## START
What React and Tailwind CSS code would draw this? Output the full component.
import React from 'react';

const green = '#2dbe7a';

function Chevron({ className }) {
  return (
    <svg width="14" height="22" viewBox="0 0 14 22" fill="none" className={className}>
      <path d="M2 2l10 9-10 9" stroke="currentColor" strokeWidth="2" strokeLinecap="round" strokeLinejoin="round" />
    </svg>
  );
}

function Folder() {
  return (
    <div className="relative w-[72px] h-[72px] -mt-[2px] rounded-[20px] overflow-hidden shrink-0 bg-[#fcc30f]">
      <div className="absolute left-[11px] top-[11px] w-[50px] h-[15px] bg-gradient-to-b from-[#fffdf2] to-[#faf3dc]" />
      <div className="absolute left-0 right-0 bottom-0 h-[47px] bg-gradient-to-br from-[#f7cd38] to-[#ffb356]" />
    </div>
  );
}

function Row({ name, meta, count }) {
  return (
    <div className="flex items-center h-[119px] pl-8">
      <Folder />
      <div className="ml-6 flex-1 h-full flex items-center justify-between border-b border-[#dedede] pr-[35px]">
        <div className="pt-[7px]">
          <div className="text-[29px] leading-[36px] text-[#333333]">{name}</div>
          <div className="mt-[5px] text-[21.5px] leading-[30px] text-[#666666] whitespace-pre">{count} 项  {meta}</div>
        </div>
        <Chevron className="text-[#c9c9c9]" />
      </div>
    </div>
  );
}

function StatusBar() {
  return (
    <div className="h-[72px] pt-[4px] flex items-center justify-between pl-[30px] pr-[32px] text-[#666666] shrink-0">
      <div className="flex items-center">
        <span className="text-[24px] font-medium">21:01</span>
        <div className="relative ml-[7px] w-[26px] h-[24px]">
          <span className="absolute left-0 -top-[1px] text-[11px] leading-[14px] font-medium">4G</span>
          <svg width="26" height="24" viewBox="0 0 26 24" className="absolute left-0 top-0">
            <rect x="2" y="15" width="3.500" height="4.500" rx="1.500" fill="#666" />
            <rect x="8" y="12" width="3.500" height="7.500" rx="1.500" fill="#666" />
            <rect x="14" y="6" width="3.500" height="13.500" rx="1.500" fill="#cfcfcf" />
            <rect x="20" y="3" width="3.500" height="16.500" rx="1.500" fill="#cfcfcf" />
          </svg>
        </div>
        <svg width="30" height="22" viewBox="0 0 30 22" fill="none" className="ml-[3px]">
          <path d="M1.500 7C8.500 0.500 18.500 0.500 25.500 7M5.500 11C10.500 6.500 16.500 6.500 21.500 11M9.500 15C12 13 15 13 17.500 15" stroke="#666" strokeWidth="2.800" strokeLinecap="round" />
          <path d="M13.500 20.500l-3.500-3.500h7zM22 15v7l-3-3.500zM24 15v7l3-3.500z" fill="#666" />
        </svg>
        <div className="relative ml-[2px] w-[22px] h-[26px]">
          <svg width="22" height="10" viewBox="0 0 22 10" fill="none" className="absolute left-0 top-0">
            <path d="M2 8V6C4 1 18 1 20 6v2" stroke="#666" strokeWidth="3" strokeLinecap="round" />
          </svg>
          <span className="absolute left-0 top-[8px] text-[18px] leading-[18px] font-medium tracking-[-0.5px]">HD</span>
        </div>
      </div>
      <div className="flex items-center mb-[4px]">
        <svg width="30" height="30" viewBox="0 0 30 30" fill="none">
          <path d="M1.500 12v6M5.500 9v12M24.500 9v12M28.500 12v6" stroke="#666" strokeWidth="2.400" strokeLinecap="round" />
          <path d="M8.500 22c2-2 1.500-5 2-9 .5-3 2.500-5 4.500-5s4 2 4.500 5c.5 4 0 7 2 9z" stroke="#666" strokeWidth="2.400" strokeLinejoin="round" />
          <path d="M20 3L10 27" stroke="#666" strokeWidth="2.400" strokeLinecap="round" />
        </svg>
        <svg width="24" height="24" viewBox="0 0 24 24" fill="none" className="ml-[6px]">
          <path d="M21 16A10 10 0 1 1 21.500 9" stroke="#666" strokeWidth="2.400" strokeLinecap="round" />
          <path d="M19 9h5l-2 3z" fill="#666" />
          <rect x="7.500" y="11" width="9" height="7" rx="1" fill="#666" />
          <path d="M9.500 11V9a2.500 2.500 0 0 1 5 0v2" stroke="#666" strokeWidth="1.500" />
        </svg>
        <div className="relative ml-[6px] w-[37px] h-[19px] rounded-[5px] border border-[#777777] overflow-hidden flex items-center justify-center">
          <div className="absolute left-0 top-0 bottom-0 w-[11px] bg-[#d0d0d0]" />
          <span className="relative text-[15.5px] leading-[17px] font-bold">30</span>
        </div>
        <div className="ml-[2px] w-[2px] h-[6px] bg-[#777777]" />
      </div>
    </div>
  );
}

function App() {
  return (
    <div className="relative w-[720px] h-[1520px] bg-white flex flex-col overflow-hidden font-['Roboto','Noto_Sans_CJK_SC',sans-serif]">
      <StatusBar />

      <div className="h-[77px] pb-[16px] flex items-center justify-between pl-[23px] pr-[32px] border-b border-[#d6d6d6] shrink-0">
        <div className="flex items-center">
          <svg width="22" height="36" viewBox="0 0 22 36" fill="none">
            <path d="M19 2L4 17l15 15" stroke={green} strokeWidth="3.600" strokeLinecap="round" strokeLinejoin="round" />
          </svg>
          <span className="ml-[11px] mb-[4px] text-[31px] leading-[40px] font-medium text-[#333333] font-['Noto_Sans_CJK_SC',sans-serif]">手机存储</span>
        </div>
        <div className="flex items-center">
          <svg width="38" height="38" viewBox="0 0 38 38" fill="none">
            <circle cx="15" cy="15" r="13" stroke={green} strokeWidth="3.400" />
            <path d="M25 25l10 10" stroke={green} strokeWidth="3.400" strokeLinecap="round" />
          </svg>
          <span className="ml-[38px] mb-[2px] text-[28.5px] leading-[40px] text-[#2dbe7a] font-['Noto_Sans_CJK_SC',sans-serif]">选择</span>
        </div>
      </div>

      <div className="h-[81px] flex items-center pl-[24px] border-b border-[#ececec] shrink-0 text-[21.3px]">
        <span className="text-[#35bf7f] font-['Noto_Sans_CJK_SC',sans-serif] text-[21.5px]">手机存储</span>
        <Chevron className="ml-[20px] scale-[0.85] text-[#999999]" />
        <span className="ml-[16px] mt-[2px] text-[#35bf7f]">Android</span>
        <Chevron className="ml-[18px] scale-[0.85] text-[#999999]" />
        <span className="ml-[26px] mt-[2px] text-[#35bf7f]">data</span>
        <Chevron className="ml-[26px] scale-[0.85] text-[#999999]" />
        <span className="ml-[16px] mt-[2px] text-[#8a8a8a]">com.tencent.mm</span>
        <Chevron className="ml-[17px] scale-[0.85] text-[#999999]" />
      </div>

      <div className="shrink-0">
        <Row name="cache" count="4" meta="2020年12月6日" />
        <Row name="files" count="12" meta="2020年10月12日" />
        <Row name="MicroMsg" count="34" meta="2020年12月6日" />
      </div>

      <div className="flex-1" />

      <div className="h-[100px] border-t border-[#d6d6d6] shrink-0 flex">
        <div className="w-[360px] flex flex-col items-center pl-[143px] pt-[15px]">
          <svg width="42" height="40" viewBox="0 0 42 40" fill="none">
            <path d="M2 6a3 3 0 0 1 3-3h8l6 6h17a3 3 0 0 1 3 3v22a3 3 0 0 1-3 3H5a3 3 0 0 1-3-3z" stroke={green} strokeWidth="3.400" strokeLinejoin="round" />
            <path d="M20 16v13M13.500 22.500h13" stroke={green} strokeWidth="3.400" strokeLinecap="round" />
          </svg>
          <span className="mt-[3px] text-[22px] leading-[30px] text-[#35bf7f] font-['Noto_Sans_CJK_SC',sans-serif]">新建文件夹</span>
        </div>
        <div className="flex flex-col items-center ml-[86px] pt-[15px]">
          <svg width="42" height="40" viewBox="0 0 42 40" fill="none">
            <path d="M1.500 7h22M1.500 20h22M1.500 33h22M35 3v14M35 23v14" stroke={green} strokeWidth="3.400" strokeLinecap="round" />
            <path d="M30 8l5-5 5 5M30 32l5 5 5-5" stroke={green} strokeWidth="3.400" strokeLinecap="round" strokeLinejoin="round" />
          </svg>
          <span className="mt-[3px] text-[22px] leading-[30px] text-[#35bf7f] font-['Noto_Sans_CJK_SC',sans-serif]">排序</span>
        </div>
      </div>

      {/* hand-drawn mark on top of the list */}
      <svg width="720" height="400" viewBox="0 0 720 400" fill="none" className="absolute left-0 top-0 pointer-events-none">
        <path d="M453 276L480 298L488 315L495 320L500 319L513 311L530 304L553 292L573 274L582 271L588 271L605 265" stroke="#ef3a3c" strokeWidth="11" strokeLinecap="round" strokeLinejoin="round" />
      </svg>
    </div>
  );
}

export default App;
## END
[YOUR GOAL] State the count of lines in the data holding the word "React", adding nothing to it.

[WRITTEN SOLUTION] 2